**What to work on:**
Show every line where "screenshot" occurs.

**Supplied records:**
==============================

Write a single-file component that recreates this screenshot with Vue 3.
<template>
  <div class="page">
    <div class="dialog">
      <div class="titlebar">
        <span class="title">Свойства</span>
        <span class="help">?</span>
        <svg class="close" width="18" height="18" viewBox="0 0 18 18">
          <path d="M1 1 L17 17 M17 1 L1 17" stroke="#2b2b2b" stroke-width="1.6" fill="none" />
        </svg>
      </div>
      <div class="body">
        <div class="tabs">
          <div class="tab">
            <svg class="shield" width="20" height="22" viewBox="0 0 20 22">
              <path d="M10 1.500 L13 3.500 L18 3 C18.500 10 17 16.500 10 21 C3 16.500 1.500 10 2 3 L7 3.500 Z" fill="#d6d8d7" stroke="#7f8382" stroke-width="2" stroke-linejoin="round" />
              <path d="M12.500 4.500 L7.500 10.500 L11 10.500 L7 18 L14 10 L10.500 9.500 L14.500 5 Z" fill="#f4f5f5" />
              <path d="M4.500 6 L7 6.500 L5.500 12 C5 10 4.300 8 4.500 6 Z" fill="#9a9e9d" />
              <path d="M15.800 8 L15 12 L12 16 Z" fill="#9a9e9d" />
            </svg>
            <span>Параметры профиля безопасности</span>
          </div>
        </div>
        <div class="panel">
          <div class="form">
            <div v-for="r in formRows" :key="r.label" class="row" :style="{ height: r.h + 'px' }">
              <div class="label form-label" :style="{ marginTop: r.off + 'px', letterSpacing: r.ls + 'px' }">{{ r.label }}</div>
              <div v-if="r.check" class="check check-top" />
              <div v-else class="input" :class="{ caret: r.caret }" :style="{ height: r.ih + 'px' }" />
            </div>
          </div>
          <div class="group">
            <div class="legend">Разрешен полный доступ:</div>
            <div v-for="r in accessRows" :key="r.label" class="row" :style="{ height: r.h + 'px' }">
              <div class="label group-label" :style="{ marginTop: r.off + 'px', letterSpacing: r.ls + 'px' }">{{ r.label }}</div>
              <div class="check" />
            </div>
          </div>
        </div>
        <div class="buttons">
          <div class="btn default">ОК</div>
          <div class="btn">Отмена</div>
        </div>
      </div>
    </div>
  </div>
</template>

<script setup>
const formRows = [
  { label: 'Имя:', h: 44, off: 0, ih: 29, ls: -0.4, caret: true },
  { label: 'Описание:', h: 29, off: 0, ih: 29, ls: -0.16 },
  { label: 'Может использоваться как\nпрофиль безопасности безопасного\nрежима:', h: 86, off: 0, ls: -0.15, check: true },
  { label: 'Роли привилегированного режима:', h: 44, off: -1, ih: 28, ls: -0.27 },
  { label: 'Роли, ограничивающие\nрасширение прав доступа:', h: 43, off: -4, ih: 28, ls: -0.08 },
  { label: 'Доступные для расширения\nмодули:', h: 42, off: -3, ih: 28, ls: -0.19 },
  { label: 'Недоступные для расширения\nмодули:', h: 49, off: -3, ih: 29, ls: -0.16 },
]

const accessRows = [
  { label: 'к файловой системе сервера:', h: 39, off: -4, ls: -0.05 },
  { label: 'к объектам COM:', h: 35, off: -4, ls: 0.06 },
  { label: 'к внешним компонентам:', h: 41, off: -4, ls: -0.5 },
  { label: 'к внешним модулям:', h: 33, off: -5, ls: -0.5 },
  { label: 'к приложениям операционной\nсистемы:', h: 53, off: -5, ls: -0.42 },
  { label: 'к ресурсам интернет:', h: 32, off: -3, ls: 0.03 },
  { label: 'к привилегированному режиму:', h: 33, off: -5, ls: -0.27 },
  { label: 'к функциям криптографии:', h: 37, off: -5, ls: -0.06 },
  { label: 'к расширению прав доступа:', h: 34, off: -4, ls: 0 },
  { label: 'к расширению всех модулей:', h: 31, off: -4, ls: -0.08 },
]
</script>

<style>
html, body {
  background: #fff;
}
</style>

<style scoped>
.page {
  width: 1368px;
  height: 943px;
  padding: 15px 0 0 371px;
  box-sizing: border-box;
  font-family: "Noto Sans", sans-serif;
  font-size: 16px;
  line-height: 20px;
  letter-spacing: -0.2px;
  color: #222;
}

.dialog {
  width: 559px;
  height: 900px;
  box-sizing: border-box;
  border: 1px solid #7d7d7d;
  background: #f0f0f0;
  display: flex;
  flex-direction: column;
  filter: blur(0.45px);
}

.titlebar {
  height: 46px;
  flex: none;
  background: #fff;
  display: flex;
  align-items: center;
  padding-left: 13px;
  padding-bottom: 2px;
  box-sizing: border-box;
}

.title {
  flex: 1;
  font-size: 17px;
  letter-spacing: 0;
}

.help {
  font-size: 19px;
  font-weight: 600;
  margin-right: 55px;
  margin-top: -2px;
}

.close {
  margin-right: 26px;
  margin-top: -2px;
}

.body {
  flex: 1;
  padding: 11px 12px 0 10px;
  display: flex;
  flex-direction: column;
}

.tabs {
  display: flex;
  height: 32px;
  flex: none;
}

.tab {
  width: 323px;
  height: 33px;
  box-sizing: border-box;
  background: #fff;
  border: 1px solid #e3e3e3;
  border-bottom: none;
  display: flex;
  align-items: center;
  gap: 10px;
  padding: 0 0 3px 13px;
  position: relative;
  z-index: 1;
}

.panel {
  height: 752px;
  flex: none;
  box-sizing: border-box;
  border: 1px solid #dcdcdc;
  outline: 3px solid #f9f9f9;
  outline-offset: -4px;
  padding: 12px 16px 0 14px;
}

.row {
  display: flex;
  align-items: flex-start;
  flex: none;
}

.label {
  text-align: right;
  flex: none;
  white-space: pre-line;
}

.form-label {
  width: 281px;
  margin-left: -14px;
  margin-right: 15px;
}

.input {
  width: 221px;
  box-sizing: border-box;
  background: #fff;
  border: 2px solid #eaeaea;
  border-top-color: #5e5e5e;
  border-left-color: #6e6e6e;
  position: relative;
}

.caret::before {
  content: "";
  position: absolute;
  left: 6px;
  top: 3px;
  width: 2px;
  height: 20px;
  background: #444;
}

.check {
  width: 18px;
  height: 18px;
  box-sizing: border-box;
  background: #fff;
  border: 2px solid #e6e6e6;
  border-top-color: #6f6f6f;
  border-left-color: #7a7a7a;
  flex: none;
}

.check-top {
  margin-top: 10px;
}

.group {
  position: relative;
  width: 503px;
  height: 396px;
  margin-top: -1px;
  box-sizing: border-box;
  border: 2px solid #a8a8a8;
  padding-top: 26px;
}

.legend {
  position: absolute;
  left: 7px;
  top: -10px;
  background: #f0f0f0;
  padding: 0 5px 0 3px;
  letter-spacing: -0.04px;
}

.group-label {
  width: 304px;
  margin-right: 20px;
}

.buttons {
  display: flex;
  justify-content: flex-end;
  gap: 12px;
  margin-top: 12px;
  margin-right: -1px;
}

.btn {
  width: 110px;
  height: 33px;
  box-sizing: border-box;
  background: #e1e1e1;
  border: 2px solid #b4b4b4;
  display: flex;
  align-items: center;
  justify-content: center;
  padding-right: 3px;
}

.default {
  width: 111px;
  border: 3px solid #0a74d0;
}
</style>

==============================

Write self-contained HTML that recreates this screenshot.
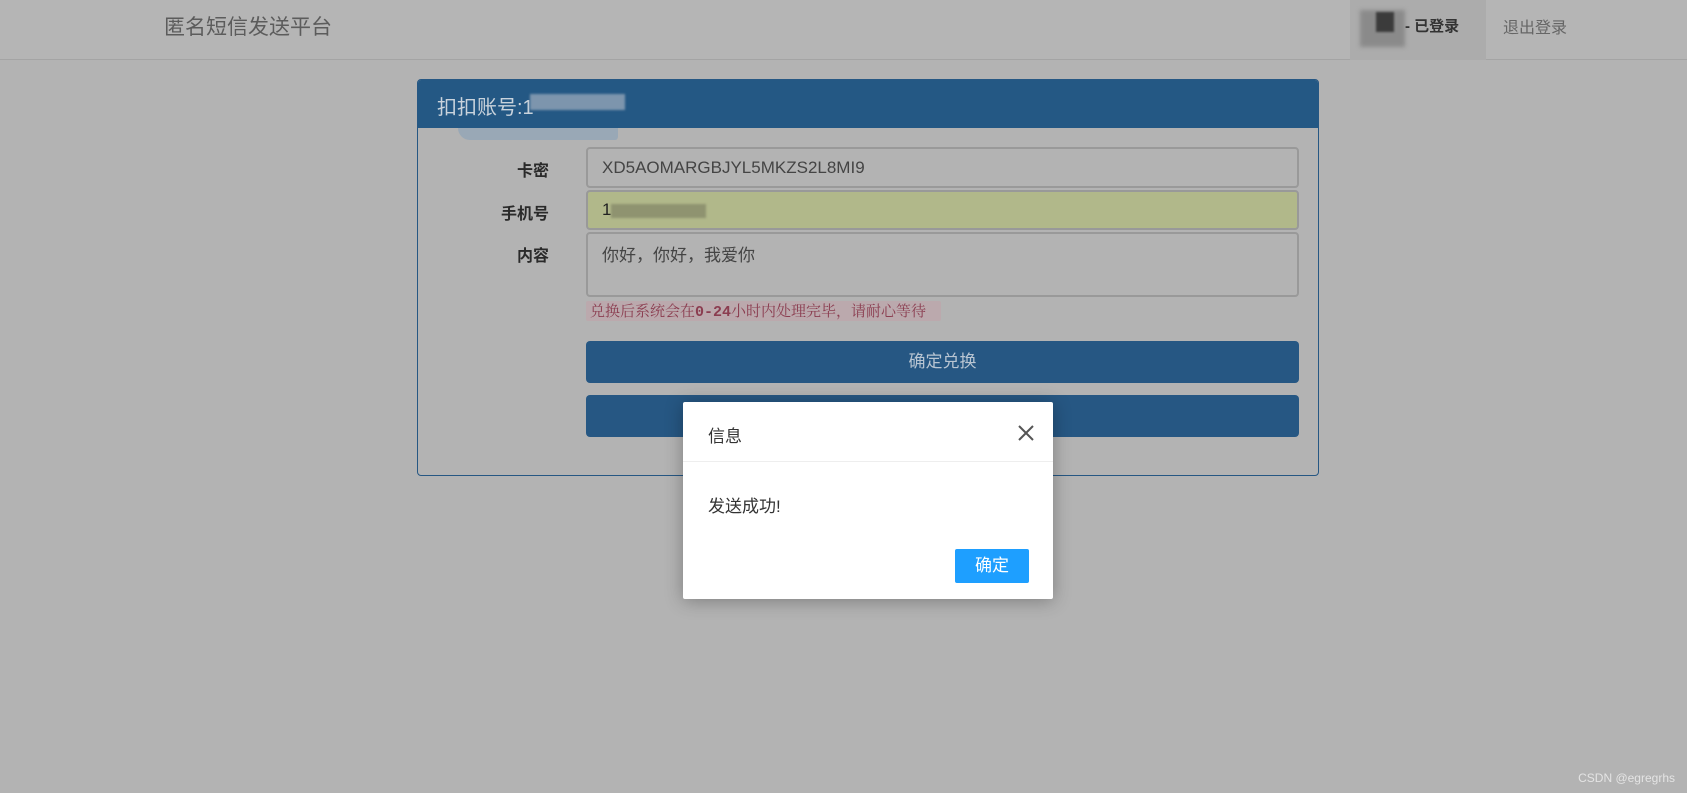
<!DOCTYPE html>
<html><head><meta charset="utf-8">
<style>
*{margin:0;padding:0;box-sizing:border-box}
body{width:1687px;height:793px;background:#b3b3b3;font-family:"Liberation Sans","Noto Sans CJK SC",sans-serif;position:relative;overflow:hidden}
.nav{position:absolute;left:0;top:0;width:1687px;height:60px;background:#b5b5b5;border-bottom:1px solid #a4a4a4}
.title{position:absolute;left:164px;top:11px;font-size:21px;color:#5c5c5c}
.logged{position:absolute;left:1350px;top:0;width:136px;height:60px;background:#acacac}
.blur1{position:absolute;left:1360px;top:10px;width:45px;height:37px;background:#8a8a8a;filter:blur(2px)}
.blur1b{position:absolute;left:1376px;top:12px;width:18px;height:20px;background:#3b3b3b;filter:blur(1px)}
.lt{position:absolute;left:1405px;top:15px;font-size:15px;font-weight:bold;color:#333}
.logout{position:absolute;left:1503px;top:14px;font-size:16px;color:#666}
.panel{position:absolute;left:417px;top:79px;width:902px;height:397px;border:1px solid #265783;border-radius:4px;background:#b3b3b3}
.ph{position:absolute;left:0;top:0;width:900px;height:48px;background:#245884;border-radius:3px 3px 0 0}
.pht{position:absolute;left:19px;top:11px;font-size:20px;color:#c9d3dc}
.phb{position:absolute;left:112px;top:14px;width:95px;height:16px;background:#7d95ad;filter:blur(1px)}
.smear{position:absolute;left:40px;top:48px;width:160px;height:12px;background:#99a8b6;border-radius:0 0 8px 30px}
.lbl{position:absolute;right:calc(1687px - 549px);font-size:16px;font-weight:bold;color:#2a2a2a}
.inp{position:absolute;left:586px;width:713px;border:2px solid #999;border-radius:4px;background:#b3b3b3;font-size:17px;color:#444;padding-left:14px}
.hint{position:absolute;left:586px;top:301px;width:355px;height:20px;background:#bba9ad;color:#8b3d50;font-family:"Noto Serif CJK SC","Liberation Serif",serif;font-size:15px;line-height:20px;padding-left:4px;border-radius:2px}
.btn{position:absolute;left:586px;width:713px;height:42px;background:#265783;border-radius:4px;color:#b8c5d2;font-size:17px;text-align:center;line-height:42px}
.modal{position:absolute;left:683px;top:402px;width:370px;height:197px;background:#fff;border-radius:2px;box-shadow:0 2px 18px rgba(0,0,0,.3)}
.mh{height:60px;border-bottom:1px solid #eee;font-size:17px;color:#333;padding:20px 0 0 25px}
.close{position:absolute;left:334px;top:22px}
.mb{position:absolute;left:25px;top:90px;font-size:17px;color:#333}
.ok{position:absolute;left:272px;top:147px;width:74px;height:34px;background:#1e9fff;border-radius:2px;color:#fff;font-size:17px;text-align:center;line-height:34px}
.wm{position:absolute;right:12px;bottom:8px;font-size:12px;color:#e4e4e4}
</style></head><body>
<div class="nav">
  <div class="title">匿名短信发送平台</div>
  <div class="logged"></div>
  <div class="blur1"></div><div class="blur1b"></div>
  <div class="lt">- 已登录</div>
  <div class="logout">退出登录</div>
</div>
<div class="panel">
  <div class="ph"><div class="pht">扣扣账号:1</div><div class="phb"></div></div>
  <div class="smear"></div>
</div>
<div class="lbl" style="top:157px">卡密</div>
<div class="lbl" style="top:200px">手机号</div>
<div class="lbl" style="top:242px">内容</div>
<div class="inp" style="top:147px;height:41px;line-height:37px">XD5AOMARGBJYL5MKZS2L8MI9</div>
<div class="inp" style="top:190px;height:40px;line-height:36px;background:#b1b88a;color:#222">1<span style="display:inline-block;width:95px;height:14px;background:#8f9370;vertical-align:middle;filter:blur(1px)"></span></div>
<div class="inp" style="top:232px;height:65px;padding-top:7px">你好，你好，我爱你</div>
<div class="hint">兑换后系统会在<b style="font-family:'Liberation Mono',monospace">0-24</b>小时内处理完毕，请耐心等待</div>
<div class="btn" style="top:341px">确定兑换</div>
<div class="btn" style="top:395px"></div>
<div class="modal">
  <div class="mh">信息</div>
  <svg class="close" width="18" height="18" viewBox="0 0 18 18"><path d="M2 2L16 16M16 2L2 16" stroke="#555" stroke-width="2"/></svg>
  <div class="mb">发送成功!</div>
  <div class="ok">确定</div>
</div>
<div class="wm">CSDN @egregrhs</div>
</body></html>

==============================

**Exercise result:**
Write a single-file component that recreates this screenshot with Vue 3.
Write self-contained HTML that recreates this screenshot.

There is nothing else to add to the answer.